Which lines contain the string "this"? Please list every one of them.
---- MATERIAL
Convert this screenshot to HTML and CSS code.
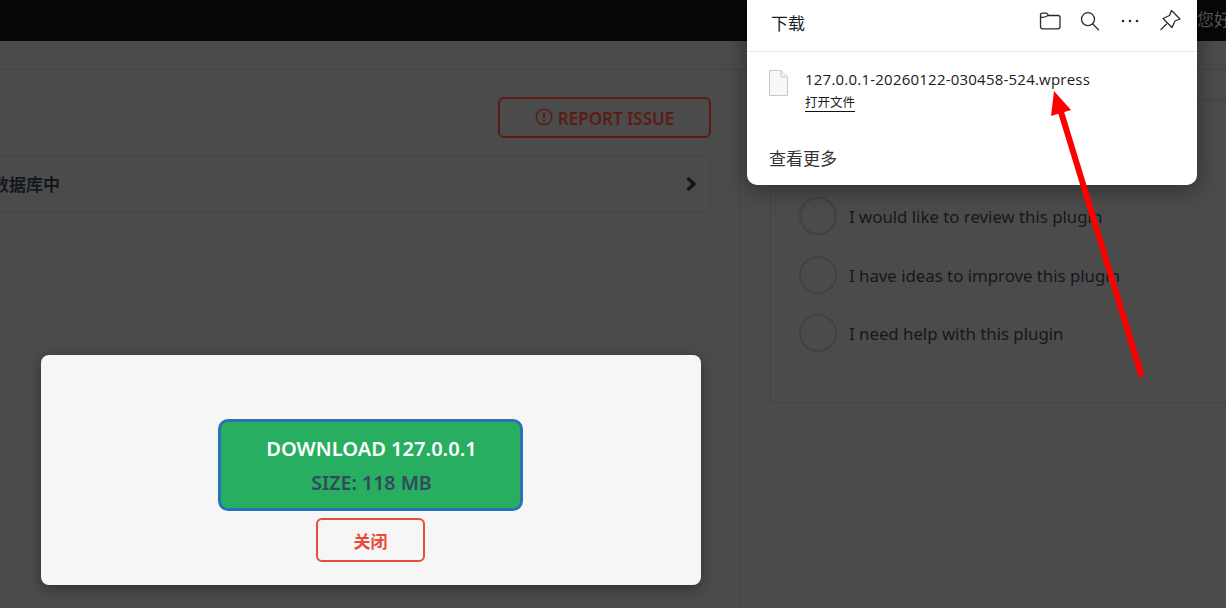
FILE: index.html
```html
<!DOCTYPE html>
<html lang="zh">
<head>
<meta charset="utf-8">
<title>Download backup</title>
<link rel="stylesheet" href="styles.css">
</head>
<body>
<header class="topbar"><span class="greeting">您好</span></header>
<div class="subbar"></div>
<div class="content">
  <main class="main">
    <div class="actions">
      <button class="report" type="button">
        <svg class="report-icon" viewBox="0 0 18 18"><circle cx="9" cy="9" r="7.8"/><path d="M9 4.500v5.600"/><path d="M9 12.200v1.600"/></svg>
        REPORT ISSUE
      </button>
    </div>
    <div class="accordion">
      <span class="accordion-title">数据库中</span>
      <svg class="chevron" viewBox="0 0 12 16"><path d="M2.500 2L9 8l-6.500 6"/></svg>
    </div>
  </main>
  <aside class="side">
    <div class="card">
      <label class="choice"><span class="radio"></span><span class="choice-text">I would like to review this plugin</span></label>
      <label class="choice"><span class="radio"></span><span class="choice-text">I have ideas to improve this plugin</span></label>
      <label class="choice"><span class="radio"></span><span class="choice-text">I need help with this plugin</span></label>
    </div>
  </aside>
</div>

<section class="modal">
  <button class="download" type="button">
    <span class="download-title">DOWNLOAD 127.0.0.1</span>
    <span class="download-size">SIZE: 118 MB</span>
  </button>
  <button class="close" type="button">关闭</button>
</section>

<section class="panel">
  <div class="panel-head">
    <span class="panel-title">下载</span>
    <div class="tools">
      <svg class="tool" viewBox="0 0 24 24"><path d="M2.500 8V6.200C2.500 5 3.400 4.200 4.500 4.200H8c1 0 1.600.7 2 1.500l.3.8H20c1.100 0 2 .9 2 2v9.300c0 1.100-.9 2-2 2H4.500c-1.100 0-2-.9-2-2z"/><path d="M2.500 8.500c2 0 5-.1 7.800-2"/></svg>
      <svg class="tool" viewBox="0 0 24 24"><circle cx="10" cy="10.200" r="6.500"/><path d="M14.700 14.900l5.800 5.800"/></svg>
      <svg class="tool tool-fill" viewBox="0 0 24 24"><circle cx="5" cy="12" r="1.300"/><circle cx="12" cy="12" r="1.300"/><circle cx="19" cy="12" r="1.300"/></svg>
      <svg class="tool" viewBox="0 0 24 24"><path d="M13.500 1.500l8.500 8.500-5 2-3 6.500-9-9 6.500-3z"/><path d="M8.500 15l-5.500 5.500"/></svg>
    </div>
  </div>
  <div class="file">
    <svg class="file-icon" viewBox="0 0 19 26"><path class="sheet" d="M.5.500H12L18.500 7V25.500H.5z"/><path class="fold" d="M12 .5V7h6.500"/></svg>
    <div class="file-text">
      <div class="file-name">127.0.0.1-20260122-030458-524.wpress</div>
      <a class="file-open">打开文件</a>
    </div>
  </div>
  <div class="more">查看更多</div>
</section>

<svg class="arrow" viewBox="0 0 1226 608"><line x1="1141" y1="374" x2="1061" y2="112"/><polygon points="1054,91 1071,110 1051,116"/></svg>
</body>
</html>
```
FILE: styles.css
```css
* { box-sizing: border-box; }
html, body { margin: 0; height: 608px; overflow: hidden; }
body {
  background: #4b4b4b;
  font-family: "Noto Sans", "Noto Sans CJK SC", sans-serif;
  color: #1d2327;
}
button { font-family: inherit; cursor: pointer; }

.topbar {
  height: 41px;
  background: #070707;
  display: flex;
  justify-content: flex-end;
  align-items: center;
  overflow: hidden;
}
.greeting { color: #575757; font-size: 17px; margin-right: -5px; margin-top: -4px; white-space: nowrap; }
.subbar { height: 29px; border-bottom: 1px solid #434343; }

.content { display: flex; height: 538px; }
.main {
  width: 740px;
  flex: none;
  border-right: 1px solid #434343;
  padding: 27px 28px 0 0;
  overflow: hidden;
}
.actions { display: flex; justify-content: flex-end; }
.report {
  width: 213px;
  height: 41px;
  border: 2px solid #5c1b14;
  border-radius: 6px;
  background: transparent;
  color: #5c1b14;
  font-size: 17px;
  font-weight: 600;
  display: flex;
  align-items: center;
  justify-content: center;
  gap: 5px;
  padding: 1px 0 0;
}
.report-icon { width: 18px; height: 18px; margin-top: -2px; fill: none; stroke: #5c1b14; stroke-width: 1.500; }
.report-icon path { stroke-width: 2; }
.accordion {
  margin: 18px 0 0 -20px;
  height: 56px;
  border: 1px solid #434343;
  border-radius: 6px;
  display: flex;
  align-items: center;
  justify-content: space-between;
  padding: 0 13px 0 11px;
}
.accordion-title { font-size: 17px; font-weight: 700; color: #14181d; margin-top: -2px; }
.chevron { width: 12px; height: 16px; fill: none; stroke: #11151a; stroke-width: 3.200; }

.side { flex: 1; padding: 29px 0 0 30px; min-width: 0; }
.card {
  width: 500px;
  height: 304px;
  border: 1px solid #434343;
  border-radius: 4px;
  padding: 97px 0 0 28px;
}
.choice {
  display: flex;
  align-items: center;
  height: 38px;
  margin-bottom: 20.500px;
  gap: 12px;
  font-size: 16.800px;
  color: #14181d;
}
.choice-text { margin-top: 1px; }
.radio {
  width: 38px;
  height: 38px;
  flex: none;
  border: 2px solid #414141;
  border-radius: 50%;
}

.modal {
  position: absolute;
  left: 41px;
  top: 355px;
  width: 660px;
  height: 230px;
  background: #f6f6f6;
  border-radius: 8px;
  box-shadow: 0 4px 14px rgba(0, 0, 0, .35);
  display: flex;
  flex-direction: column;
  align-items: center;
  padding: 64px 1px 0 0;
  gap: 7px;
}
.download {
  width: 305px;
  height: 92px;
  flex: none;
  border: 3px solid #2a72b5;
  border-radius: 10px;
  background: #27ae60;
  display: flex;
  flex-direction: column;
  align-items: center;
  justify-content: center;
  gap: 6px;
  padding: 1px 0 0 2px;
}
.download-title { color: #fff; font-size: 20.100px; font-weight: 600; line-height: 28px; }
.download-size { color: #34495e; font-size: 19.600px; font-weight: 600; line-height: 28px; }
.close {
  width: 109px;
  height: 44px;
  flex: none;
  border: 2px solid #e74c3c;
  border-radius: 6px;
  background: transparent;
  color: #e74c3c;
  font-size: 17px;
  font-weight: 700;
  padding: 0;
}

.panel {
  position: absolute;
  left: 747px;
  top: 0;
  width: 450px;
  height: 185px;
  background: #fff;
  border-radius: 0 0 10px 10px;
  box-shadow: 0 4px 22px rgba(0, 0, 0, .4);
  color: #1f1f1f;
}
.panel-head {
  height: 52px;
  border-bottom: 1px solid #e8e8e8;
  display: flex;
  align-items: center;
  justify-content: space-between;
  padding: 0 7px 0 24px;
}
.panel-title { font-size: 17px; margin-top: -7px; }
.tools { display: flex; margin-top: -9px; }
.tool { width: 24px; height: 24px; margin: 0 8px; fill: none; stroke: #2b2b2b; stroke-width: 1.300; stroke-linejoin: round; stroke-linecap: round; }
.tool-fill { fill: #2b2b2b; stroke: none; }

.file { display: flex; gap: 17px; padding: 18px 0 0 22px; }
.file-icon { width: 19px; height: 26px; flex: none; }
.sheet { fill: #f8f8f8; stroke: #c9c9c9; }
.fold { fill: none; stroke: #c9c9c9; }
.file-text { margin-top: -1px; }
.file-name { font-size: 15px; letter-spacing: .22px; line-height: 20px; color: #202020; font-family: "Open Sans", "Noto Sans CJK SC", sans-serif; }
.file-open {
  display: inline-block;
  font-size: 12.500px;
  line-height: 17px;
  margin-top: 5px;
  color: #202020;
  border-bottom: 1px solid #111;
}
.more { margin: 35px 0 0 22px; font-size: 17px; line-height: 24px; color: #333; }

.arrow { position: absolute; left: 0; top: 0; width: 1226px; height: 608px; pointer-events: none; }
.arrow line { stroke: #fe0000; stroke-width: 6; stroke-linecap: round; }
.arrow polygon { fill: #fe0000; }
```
--------
* [SOLUTION]:
Convert this screenshot to HTML and CSS code.
      <label class="choice"><span class="radio"></span><span class="choice-text">I would like to review this plugin</span></label>
      <label class="choice"><span class="radio"></span><span class="choice-text">I have ideas to improve this plugin</span></label>
      <label class="choice"><span class="radio"></span><span class="choice-text">I need help with this plugin</span></label>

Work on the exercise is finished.